-- Begin Source material --

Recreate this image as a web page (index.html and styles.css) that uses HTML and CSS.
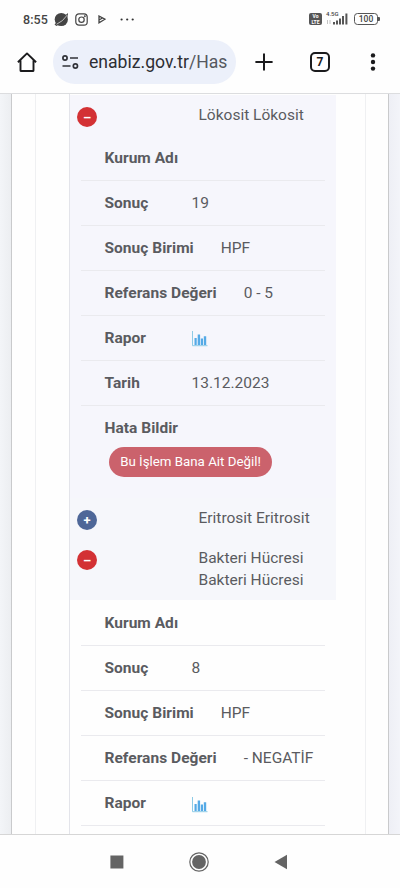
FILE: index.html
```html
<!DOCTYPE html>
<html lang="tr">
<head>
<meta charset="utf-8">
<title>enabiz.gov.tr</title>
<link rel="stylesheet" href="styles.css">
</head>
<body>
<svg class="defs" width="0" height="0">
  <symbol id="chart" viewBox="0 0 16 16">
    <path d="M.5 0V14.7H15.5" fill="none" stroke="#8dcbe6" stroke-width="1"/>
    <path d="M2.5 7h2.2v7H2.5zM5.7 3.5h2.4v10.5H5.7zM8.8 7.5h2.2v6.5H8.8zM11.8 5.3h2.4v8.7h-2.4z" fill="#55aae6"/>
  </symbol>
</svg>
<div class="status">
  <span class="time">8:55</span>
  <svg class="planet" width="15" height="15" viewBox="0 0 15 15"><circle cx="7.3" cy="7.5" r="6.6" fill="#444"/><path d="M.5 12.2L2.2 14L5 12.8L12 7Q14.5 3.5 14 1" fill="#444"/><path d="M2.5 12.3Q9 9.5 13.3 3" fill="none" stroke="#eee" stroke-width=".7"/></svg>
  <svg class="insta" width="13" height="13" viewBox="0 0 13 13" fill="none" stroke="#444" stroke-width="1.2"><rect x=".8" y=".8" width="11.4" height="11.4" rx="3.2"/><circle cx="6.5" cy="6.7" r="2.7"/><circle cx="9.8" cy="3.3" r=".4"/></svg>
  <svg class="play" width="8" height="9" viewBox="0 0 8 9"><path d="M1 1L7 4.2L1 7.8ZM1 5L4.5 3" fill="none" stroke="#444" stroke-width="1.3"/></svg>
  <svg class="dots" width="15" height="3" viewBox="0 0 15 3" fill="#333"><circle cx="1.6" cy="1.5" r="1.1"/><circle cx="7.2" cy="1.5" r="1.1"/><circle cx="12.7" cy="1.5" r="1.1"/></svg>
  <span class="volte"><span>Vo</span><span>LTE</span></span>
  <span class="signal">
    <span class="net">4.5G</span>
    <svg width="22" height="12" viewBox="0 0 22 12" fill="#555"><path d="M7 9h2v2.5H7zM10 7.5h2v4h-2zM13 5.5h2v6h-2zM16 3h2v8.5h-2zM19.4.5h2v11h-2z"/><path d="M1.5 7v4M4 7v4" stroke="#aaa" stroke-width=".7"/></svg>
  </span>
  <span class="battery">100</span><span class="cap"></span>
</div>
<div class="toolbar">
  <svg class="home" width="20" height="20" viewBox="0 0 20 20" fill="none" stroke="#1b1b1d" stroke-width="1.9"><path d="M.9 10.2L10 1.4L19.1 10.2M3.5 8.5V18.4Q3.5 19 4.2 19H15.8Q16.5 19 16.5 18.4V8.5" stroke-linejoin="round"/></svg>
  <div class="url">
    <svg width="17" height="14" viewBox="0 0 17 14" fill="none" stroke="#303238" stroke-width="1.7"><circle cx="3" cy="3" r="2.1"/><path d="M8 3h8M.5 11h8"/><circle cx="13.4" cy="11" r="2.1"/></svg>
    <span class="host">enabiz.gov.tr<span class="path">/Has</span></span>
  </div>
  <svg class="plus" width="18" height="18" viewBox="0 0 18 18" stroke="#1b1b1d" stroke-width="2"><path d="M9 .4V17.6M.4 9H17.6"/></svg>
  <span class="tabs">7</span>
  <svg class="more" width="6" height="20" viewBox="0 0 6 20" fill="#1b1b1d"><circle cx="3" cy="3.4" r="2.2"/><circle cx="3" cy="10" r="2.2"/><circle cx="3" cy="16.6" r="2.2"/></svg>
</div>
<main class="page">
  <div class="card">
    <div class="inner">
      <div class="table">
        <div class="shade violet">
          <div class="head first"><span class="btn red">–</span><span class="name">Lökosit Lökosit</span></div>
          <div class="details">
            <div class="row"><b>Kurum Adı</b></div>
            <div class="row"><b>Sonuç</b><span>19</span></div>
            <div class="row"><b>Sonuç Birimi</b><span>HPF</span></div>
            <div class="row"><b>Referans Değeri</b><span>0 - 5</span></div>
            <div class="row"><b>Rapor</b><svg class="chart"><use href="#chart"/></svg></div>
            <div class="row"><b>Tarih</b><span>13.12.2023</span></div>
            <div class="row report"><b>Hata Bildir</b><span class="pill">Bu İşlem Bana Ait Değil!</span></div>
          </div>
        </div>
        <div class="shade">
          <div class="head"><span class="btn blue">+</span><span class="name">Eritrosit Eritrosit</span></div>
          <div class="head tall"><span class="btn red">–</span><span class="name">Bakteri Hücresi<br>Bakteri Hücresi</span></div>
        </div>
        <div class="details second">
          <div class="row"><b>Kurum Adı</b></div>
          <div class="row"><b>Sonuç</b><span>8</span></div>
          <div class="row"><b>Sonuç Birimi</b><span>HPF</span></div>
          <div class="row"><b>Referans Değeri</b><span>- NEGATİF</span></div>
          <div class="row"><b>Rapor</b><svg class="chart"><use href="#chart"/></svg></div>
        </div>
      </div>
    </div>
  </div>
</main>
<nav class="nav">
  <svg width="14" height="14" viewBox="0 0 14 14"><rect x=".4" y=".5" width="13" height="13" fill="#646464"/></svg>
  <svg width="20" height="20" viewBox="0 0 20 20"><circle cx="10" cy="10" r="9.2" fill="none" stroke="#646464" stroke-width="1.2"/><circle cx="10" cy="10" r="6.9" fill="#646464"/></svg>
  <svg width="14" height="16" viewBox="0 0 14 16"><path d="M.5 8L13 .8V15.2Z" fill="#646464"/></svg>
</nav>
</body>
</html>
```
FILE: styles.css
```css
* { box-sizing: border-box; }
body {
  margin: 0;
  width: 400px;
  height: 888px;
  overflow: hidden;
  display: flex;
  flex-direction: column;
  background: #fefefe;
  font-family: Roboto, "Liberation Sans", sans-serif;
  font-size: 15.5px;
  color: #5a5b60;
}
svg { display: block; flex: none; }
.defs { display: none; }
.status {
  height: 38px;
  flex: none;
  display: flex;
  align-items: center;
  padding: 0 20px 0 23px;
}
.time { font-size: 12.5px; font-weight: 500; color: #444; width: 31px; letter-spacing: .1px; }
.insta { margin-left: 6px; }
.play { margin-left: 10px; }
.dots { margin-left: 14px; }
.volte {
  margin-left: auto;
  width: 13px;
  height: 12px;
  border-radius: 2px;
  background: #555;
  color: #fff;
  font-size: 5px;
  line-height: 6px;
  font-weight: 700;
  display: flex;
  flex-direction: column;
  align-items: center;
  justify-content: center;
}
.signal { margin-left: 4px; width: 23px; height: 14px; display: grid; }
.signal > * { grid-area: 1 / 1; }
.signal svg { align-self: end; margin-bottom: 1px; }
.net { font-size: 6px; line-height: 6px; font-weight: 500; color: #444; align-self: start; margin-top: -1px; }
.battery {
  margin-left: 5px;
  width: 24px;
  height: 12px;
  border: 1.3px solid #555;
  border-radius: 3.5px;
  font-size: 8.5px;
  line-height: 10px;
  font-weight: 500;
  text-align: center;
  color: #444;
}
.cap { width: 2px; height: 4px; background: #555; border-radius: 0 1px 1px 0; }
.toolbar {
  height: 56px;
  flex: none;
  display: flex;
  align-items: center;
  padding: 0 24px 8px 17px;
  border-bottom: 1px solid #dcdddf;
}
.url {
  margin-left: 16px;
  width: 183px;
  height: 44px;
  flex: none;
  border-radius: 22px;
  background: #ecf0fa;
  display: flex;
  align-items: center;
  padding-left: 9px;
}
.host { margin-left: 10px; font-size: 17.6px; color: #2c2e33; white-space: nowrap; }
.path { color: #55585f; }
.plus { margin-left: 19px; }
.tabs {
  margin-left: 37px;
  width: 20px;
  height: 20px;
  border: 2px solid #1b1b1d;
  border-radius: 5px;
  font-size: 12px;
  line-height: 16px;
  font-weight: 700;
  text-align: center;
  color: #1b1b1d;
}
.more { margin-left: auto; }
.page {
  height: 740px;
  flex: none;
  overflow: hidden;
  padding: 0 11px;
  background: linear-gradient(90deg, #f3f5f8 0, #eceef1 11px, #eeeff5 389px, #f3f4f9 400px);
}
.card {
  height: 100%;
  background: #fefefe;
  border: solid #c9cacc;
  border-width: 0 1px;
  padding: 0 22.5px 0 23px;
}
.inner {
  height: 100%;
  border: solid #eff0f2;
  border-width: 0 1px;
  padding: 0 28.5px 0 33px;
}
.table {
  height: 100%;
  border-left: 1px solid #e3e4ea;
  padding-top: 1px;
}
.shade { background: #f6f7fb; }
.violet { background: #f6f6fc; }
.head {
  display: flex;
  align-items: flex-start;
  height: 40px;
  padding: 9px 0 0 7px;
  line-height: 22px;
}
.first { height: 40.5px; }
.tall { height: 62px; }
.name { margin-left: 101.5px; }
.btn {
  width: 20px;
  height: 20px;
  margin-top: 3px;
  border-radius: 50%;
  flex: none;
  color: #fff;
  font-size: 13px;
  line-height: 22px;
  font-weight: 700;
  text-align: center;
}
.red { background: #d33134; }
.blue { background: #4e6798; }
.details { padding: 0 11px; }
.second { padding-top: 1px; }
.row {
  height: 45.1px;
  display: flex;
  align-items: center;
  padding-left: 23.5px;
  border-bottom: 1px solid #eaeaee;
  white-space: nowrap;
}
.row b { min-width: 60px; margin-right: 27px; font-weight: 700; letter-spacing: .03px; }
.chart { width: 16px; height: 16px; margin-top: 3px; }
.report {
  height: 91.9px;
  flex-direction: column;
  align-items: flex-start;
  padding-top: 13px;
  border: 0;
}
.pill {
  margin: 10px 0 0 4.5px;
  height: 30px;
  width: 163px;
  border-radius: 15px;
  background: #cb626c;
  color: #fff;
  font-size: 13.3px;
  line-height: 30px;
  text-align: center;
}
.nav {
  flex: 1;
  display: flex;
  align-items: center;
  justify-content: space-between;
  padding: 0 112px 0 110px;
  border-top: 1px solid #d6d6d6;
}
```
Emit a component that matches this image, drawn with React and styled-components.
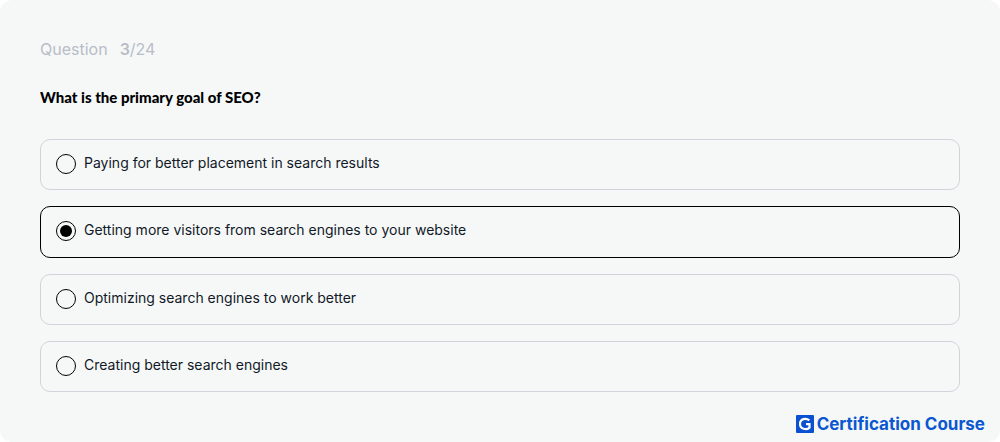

-- End Source material --

Task to complete: Gather each line holding the string "this".

Exercise response:
Recreate this image as a web page (index.html and styles.css) that uses HTML and CSS.
Emit a component that matches this image, drawn with React and styled-components.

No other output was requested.